Bernoulli’s principle helps in explaining blood flow in artery. The artery may get constricted due to the accumulation of plaque on its inner walls. In order to drive the blood through this constriction a greater demand is placed on the activity of the heart. The speed of the flow of the blood in this region is raised which lowers the pressure inside and the artery may collapse due to the external pressure. The heart exerts further pressure to open this artery and forces the blood through. As the blood rushes through the opening, the internal pressure once again drops due to the same reasons leading to a repeat collapse. This may result in a heart attack.

Dynamic Lift

Dynamic lift is the force that acts on a body, such as airplane wing, a hydrofoil, or a spinning ball, by virtue of its motion through a fluid. In many games such as cricket, tennis, baseball, or golf, we notice that a spinning ball deviates from its parabolic trajectory as it moves through the air. This deviation can be partly explained on the basis of Bernoulli’s principle.

Ball moving without spin: Fig. 10.13(a) shows the streamlines around a non-spinning ball moving relative to a fluid. From the symmetry of streamlines, it is clear that the velocity of the fluid (air) above and below the ball at corresponding points is the same resulting in zero pressure difference. The air, therefore, exerts no upward or downward force on the ball.

Ball moving with spin: A ball which is spinning drags air along with it. If the surface is rough more air will be dragged. Fig 10.13(b) shows the streamlines of air for a ball which is moving and spinning at the same time. The ball is moving forward and relative to it the air is moving backward. Therefore, the velocity of air above the ball relative to the ball is larger, and below it is smaller. 

This difference in the velocities of air results in the pressure difference between the lower and upper faces and there is a net upward force on the ball. This dynamic lift due to spining is called Magnus effect.

Aerofoil or lift on aircraft wing: Figure 10.13 (c) shows an aerofoil, which is a solid piece shaped to provide an upward dynamic lift when it moves horizontally through air. The crosssection of the wings of an aeroplane looks somewhat like the aerofoil shown in Fig. 10.13 (c) with streamlines around it. When the aerofoil moves against the wind, the orientation of the wing relative to flow direction causes the streamlines to crowd together above the wing more than those below it. The flow speed on top is higher than that below it. There is an upward force resulting in a dynamic lift of the wings and this balances the weight of the plane.

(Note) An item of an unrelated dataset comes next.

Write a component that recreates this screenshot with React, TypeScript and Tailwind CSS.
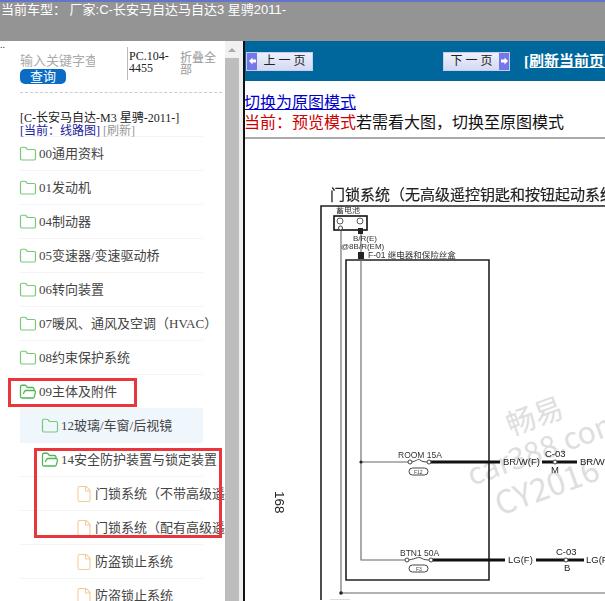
import { File, Folder, FolderOpen } from "lucide-react";

const serif = "font-['Liberation_Serif','Noto_Sans_CJK_SC',serif]";

const topFolders = ["00通用资料", "01发动机", "04制动器", "05变速器/变速驱动桥", "06转向装置", "07暖风、通风及空调（HVAC）", "08约束保护系统"];

function Row({ level = 0, open, file, active, children }: { level?: number; open?: boolean; file?: boolean; active?: boolean; children: string }) {
  const pad = level === 0 ? "pl-0" : level === 1 ? "pl-[22px]" : "pl-[55px]";
  return (
    <div className={`flex h-[34px] w-[183px] shrink-0 items-center border-b border-[#f4f4f4] ${pad} ${active ? "bg-[#eff6fc]" : ""}`}>
      {file ? (
        <File size={18} strokeWidth={1.4} className="shrink-0 text-[#f3c994]" />
      ) : open ? (
        <FolderOpen size={18} strokeWidth={1.7} className="-ml-px shrink-0 text-[#4fb653]" />
      ) : (
        <Folder size={18} strokeWidth={1.6} className="-ml-px shrink-0 text-[#78c87a]" />
      )}
      <span className="whitespace-nowrap pl-[2px] text-[13px] text-[#444]">{children}</span>
    </div>
  );
}

function PageButton({ label, dir }: { label: string; dir: "prev" | "next" }) {
  const arrow = (
    <span className="flex h-full w-[10px] items-center justify-center bg-[#7378e6]">
      <svg width="7" height="8" viewBox="0 0 7 8">
        <path d={dir === "prev" ? "M0 4 3.5 0.5V2.5H7V5.5H3.500V7.5Z" : "M7 4 3.5 0.5V2.5H0V5.5H3.5V7.5Z"} fill="#fff" />
      </svg>
    </span>
  );
  return (
    <div className="flex h-[19px] w-[67px] shrink-0 items-stretch border border-[#c6cdf0] bg-gradient-to-b from-[#eef0fb] to-[#d5d9f2]">
      {dir === "prev" && arrow}
      <span className={`flex-1 whitespace-pre text-center text-[12px] leading-[17px] text-[#222] ${serif}`}>{label}</span>
      {dir === "next" && arrow}
    </div>
  );
}

function Diagram() {
  return (
    <svg viewBox="245 140 360 461" className="h-[461px] w-[360px]" fill="none">
      <g fill="#dedede" fontFamily="'Noto Sans CJK SC', 'Liberation Sans', sans-serif">
        <text x="511" y="437" fontSize="29" transform="rotate(-20 511 437)">畅易</text>
        <text x="472" y="487" fontSize="30" transform="rotate(-20 472 487)">car388.com</text>
        <text x="500" y="517" fontSize="32" transform="rotate(-20 500 517)">CY2016</text>
      </g>
      <g className="blur-[0.3px]">
        <text x="330" y="201" fontSize="15" fill="#222" stroke="#222" strokeWidth="0.2" fontFamily="'Noto Sans CJK SC', sans-serif">门锁系统（无高级遥控钥匙和按钮起动系统</text>
        <path d="M321 601V207H605" stroke="#222" strokeWidth="1.6" />
        <path d="M346 261H489V581H346Z" stroke="#222" strokeWidth="1.6" />
        <path d="M341 231V594H605M361 231V561H405M361 463H408" stroke="#666" strokeWidth="1.1" />
        <rect x="334" y="217" width="33" height="14" stroke="#111" strokeWidth="1.6" />
        <circle cx="340" cy="222" r="3" stroke="#555" />
        <circle cx="360" cy="222" r="3" stroke="#555" />
        <circle cx="340.500" cy="229" r="2" fill="#fff" stroke="#444" />
        <rect x="358" y="229" width="5" height="6" fill="#222" />
        <rect x="358" y="253" width="6" height="7" fill="#222" />
        <circle cx="361" cy="463" r="1.6" fill="#222" />
        <circle cx="341" cy="594" r="1.8" fill="#222" />
        <path d="M330 601H350" stroke="#bbb" />
        <g fill="#333" fontFamily="'Liberation Sans', 'Noto Sans CJK SC', sans-serif" fontSize="8">
          <text x="336" y="214">蓄电池</text>
          <text x="353" y="242">B/R(E)</text>
          <text x="341" y="250">@8B/R(EM)</text>
          <text x="368" y="259" fontSize="8.500">F-01 继电器和保险丝盒</text>
          <text x="398" y="459" fontSize="8.500">ROOM 15A</text>
          <text x="400" y="557" fontSize="8.500">BTN1 50A</text>
        </g>
        <g fill="#222" fontFamily="'Liberation Sans', sans-serif" fontSize="9.500">
          <text x="503" y="466">BR/W(F)</text>
          <text x="545" y="458">C-03</text>
          <text x="551" y="474">M</text>
          <text x="580" y="466">BR/W</text>
          <text x="508" y="564">LG(F)</text>
          <text x="556" y="556">C-03</text>
          <text x="564" y="572">B</text>
          <text x="586" y="564">LG(F)</text>
        </g>
        <text x="275" y="492" fontSize="13.500" fill="#222" fontFamily="'Liberation Sans', sans-serif" transform="rotate(90 275 492)">168</text>
        <path d="M430 463H500M542 463H577M432 561H505M536 561H584" stroke="#111" strokeWidth="3" />
        <path d="M410 463C416 463 418 459 420 461S426 463 428 463M407 561C414 561 418 557 421 559S428 561 430 561" stroke="#444" />
        <circle cx="410" cy="463" r="2" fill="#fff" stroke="#444" />
        <circle cx="429" cy="463" r="2" fill="#fff" stroke="#444" />
        <circle cx="407" cy="561" r="2" fill="#fff" stroke="#444" />
        <circle cx="431" cy="561" r="2" fill="#fff" stroke="#444" />
        <circle cx="555" cy="463" r="2" fill="#fff" stroke="#444" />
        <circle cx="566" cy="561" r="2" fill="#fff" stroke="#444" />
        <rect x="409" y="469" width="19" height="7" rx="3.500" stroke="#444" />
        <rect x="409" y="566" width="19" height="7" rx="3.500" stroke="#444" />
        <g fill="#444" fontFamily="'Liberation Sans', sans-serif" fontSize="5">
          <text x="414" y="474.500">F12</text>
          <text x="416" y="571.500">F3</text>
        </g>
      </g>
    </svg>
  );
}

export default function App() {
  return (
    <div className="flex h-[601px] w-[605px] flex-col overflow-hidden bg-white font-['Liberation_Sans','Noto_Sans_CJK_SC',sans-serif]">
      <header className="h-[41px] shrink-0 border-t-2 border-[#6474cc] bg-[#949494] pl-[1px] text-[13px] leading-[16px] text-white">
        当前车型： 厂家:C-长安马自达马自达3 星骋2011-
      </header>
      <div className="flex min-h-0 flex-1">
        <aside className={`relative w-[225px] shrink-0 overflow-hidden ${serif}`}>
          <div className="h-[6px] pt-px text-[10px] leading-[6px] text-[#333]">..</div>
          <div className="ml-[20px] flex h-[46px] w-[202px] border-b border-dashed border-[#ccc]">
            <div className="w-[75px] shrink-0 pt-[5px]">
              <div className="h-[17px] overflow-hidden whitespace-nowrap text-[13px] leading-[17px] text-[#aaa]">输入关键字查询</div>
              <button type="button" className="block h-[15px] w-[46px] rounded-[5px] bg-[#0a6cc4] text-[13px] leading-[15px] text-white">查询</button>
            </div>
            <div className="ml-[32px] h-[33px] w-[50px] shrink-0 border-l border-[#bbb] pt-[3px] pl-[1px] text-[12px] leading-[12px] text-[#222]">PC.104-4455</div>
            <div className="ml-[3px] w-[36px] pt-[5px] text-[12px] leading-[12px] text-[#999]">折叠全部</div>
          </div>
          <div className="ml-[20px] flex w-[183px] flex-col">
            <div className="h-[44px] border-b border-[#f4f4f4] pt-[19px] text-[12px] leading-[13px] text-[#222]">
              <div className="whitespace-nowrap">[C-长安马自达-M3 星骋-2011-]</div>
              <div className="whitespace-nowrap text-[#1a1a9c]">
                [当前：线路图] <span className="text-[#999]">[刷新]</span>
              </div>
            </div>
            {topFolders.map((name) => (
              <Row key={name}>{name}</Row>
            ))}
            <Row open>09主体及附件</Row>
            <Row level={1} active>12玻璃/车窗/后视镜</Row>
            <Row level={1} open>14安全防护装置与锁定装置</Row>
            <Row level={2} file>门锁系统（不带高级遥控钥匙）</Row>
            <Row level={2} file>门锁系统（配有高级遥控钥匙）</Row>
            <Row level={2} file>防盗锁止系统</Row>
            <Row level={2} file>防盗锁止系统</Row>
          </div>
          <div className="absolute top-[337px] left-[8px] h-[29px] w-[129px] border-[3px] border-[#e8363c]" />
          <div className="absolute top-[407px] left-[34px] h-[90px] w-[188px] border-[3px] border-[#e8363c]" />
        </aside>
        <div className="flex w-[14px] shrink-0 flex-col bg-[#bdbdbd]">
          <div className="flex h-[17px] items-center justify-center bg-[#f1f1f1]">
            <div className="h-0 w-0 border-x-[4px] border-b-[4px] border-x-transparent border-b-[#aaa]" />
          </div>
        </div>
        <div className="w-[4px] shrink-0 bg-[#efefef]" />
        <main className={`min-w-0 flex-1 overflow-hidden border-l-2 border-[#111] ${serif}`}>
          <nav className="flex h-[40px] items-center whitespace-nowrap bg-[#00679c] pl-[1px]">
            <PageButton label="上 一 页" dir="prev" />
            <div className="ml-[130px] shrink-0">
              <PageButton label="下 一 页" dir="next" />
            </div>
            <a className="ml-[14px] shrink-0 text-[15px] font-bold text-white underline">[刷新当前页面]</a>
          </nav>
          <div className="-ml-px h-[58px] whitespace-nowrap border-b-2 border-[#aaa] pt-[12px] text-[16px] leading-[20px] text-[#111]">
            <a className="block text-[#0000cc] underline">切换为原图模式</a>
            <div>
              <span className="text-[#cc0000]">当前：预览模式</span>若需看大图，切换至原图模式
            </div>
          </div>
          <Diagram />
        </main>
      </div>
    </div>
  );
}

Example 2: A fully loaded Boeing aircraft has a mass of \(3.3 \times 10^5 \mathrm{~kg}\). Its total wing area is \(500 \mathrm{~m}^2\). It is in level flight with a speed of \(960 \mathrm{~km} / \mathrm{h}\). (a) Estimate the pressure difference between the lower and upper surfaces of the wings (b) Estimate the fractional increase in the speed of the air on the upper surface of the wing relative to the lower surface. [The density of air is \(\rho\) \(\left.=1.2 \mathrm{~kg} \mathrm{~m}^{-3}\right]\)

Solution:

(a) The weight of the Boeing aircraft is balanced by the upward force due to the pressure difference
\(
\begin{aligned}
& \Delta P \times A=3.3 \times 10^5 \mathrm{~kg} \times 9.8 \\
& \Delta P=\left(3.3 \times 10^5 \mathrm{~kg} \times 9.8 \mathrm{~m} \mathrm{~s}^{-2}\right) / 500 \mathrm{~m}^2 \\
& \quad=6.5 \times 10^3 \mathrm{Nm}^{-2}
\end{aligned}
\)

(b) We ignore the small height difference between the top and bottom sides in Eq. (10.12). The pressure difference between them is then
\(
\Delta P=\frac{\rho}{2}\left(v_2^2-v_1^2\right)
\)
where \(v_2\) is the speed of air over the upper surface and \(v_1\) is the speed under the bottom surface.
\(
\left(v_2-v_1\right)=\frac{2 \Delta P}{\rho\left(v_2+v_1\right)}
\)
Taking the average speed
\(
v_{\text {av }}=\left(v_2+v_1\right) / 2=960 \mathrm{~km} / \mathrm{h}=267 \mathrm{~m} \mathrm{~s}^{-1} \text {, }
\)
we have
\(
\left(v_2-v_1\right) / v_{\mathrm{av}}=\frac{\Delta P}{\rho v_{\mathrm{av}}^2} \approx 0.08
\)
The speed above the wing needs to be only 8 \(\%\) higher than that below.